Christian Marillat <marillat.christian@wanadoo.fr> writes:

> >>>> "SB" == Sergio Brandano <sb@dcs.qmw.ac.uk> writes:
> 
> SB>  Christian,
> 
> SB>  I see that you do not have any service in port 1026.
> SB>  Are you running GNOME at all?
> 
> I did "rgrep -w nterm *" and "rgrep -w 1026 *" in gnome-libs and gnome-core
> source tree and I find nothing.

I suspect it's determined more by the corba layer, or something of that
ilk, at startup-time. It would be more to the point if you did 
      $ sudo netstat -pant | grep LIST | grep -Ei 'gnome|session'

I think it's something Sergio's running as part of gnome-session, if not
the session itself, that's opening up a listener on the lowest port it can
(above 1024). 1026 is not defined except in nmap (meaning nmap's authors
have got the impression that a listener is `nterm', so forget that for
authoritative), and its usage is probably not fixed.

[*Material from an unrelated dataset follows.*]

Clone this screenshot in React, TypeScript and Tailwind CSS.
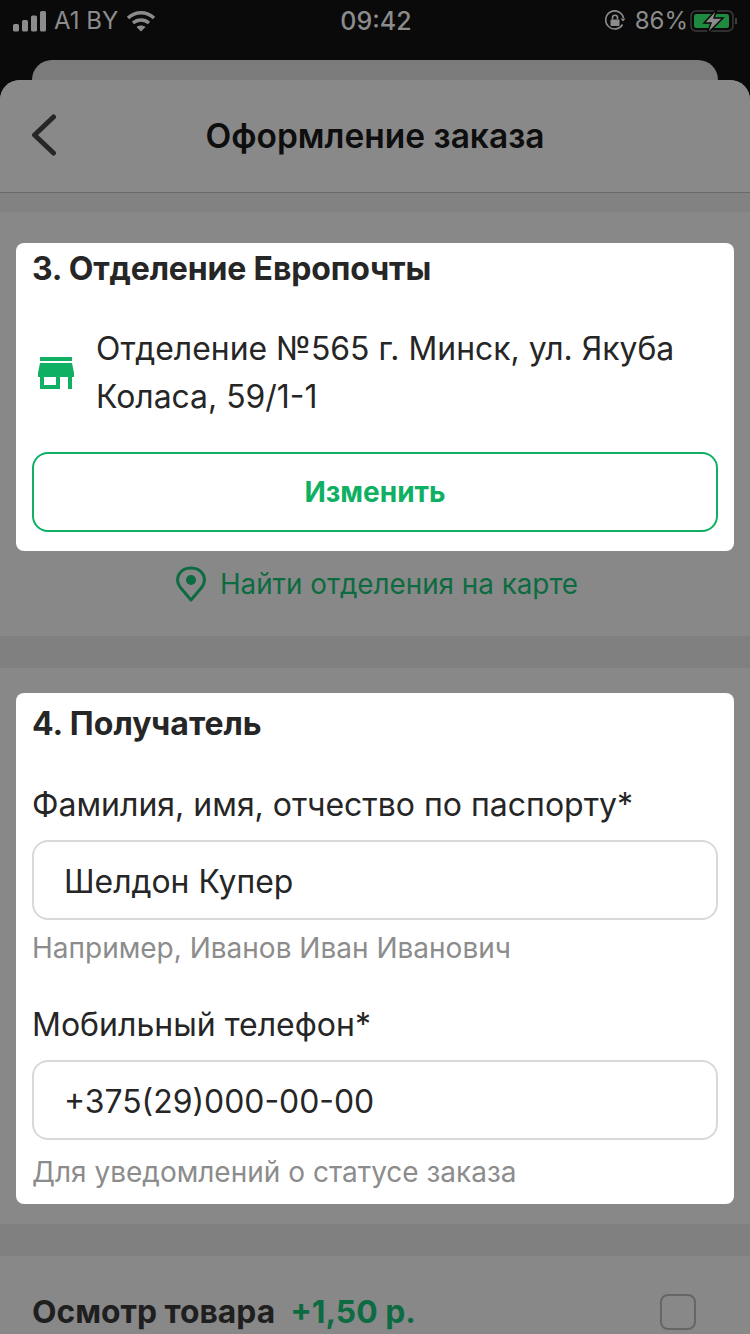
import React from 'react';

const StatusBar: React.FC = () => (
  <div className="h-[60px] flex items-start justify-between px-[12px] pt-[8px] text-[#8c8c8c]">
    <div className="flex items-center gap-[8px] h-[26px] w-[200px]">
      <svg width="34" height="22" viewBox="0 0 34 22" fill="#8c8c8c">
        <rect x="1" y="14" width="6" height="7.5" rx="1.5" />
        <rect x="10" y="10" width="6" height="11.5" rx="1.5" />
        <rect x="19" y="5.5" width="6" height="16" rx="1.5" />
        <rect x="28" y="1" width="6" height="20.5" rx="1.5" />
      </svg>
      <span className="text-[24px] leading-[26px]">A1 BY</span>
      <svg width="30" height="22" viewBox="0 0 30 22" fill="none" stroke="#8c8c8c" strokeWidth="3.4">
        <path d="M2 8 C9.5 1 20.5 1 28 8" />
        <path d="M7 13 C11.5 9 18.5 9 23 13" />
        <path d="M15 21.5 L10.5 17 C13 15 17 15 19.5 17 Z" fill="#8c8c8c" stroke="none" />
      </svg>
    </div>
    <span className="pl-[2px] text-[25px] leading-[26px] font-medium">09:42</span>
    <div className="flex items-center justify-end w-[200px] h-[26px]">
      <svg width="22" height="22" viewBox="0 0 22 22" fill="none" stroke="#8c8c8c" strokeWidth="1.6" className="mr-[9px]">
        <path d="M18.5 14.5 A9 9 0 1 1 19.5 8" />
        <path d="M16.5 8.5 L21.5 8.5 L19 11.5 Z" fill="#8c8c8c" stroke="none" />
        <rect x="6.5" y="9.5" width="9" height="6.5" rx="1" fill="#8c8c8c" stroke="none" />
        <path d="M8.5 9.5 V7.8 A2.5 2.5 0 0 1 13.5 7.8 V9.5" />
      </svg>
      <span className="text-[24px] leading-[26px]">86%</span>
      <svg width="48" height="26" viewBox="0 0 48 26" fill="none" className="ml-[2px]">
        <rect x="1" y="3" width="42" height="20" rx="5" stroke="#3b3b3b" strokeWidth="1.5" />
        <rect x="4" y="6" width="35" height="14" rx="2.5" fill="#1f8a3f" />
        <path d="M46 10 V16" stroke="#3b3b3b" strokeWidth="2" />
        <path d="M27 1 L14 15 H21 L17 26 L33 10 H24 Z" fill="#8c8c8c" stroke="#0a0a0a" strokeWidth="1.5" />
      </svg>
    </div>
  </div>
);

const Header: React.FC = () => (
  <div className="h-[113px] rounded-t-[20px] bg-[#898989] border-b border-[#6a6a6a] flex items-center relative">
    <svg className="ml-[30px]" width="28" height="44" viewBox="0 0 28 44" fill="none" stroke="#262626" strokeWidth="5" strokeLinecap="round" strokeLinejoin="round">
      <path d="M23.5 3 L4.5 21 L23.5 39" />
    </svg>
    <h1 className="absolute inset-x-0 text-center text-[33.5px] font-semibold text-[#0e0e0e]">Оформление заказа</h1>
  </div>
);

const Field: React.FC<{ label: string; value: string; hint: string; hintClass: string }> = ({ label, value, hint, hintClass }) => (
  <div>
    <div className="text-[32px] leading-[36px] text-[#262626]">{label}</div>
    <div className="mt-[17px] h-[80px] rounded-[16px] border-2 border-[#d9d9d9] flex items-center pl-[30px] pt-[3px] text-[31.9px] text-[#262626]">
      {value}
    </div>
    <div className={`${hintClass} text-[28px] leading-[34px] text-[#8c8c8c]`}>{hint}</div>
  </div>
);

const App: React.FC = () => (
  <div className="font-[Inter,sans-serif] w-[750px] h-[1334px] overflow-hidden bg-[#0a0a0a]">
    <StatusBar />
    <div className="mx-[32px] h-[20px] rounded-t-[20px] bg-[#7b7b7b]" />
    <div className="bg-[#888888] rounded-t-[20px] h-[1254px]">
      <Header />
      <div className="h-[19px] bg-[#828282]" />

      <section className="h-[424px] pt-[31px] px-[16px]">
        <div className="bg-white rounded-[8px] h-[308px] px-[16px]">
          <h2 className="text-[32px] leading-[52px] tracking-[-0.15px] font-bold text-[#262626]">3. Отделение Европочты</h2>
          <div className="mt-[30px] flex items-center">
            <svg className="shrink-0" width="48" height="48" viewBox="0 0 24 24" fill="#0fb063">
              <path d="M20 4H4v2h16V4zm1 10v-2l-1-5H4l-1 5v2h1v6h10v-6h4v6h2v-6h1zm-9 4H6v-4h6v4z" />
            </svg>
            <p className="ml-[16px] text-[31.9px] leading-[48px] text-[#262626]">Отделение №565 г. Минск, ул. Якуба Коласа, 59/1-1</p>
          </div>
          <button className="mt-[31px] w-full h-[80px] rounded-[16px] border-2 border-[#0fb063] text-[28px] font-bold text-[#0fb063]">
            Изменить
          </button>
        </div>
        <div className="mt-[15px] pl-[3px] flex items-center justify-center gap-[13px] text-[27.8px] leading-[36px] text-[#0d6b41]">
          <svg width="32" height="36" viewBox="0 0 32 36" fill="none" stroke="#0d6b41" strokeWidth="3">
            <path d="M16 34 L5 21 C-1 12 5 2 16 2 C27 2 33 12 27 21 Z" strokeLinejoin="round" />
            <circle cx="16" cy="14" r="5" fill="#0d6b41" stroke="none" />
          </svg>
          <span>Найти отделения на карте</span>
        </div>
      </section>

      <div className="h-[32px] bg-[#808080]" />

      <section className="h-[556px] pt-[25px] px-[16px]">
        <div className="bg-white rounded-[8px] h-[511px] px-[16px]">
          <h2 className="text-[32px] leading-[62px] font-bold text-[#262626]">4. Получатель</h2>
          <div className="mt-[32px] flex flex-col gap-[42px]">
            <Field label="Фамилия, имя, отчество по паспорту*" value="Шелдон Купер" hint="Например, Иванов Иван Иванович" hintClass="mt-[11px]" />
            <Field label="Мобильный телефон*" value="+375(29)000-00-00" hint="Для уведомлений о статусе заказа" hintClass="mt-[15px]" />
          </div>
        </div>
      </section>

      <div className="h-[32px] bg-[#808080]" />

      <div className="flex items-center justify-between pl-[32px] pr-[54px] pt-[32px]">
        <div className="flex items-center gap-[15px] text-[31.8px] font-bold">
          <span className="text-[#1f1f1f]">Осмотр товара</span>
          <span className="text-[#0d6b41]">+1,50 р.</span>
        </div>
        <div className="w-[36px] h-[36px] rounded-[8px] border-2 border-[#666666]" />
      </div>
    </div>
  </div>
);

export default App;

That doesn't make it a bug, a security concern or certainly not a grave
concern. What it does make it is something you should be alerted to; while
in bigger corporate environments you're probably safe (places that use
other workstation things like NIS & NFS firewall all those machines off,
and clueful users firewall themselves off anyway), but it does impact the
`home user' with only one box doing dialup and desktop.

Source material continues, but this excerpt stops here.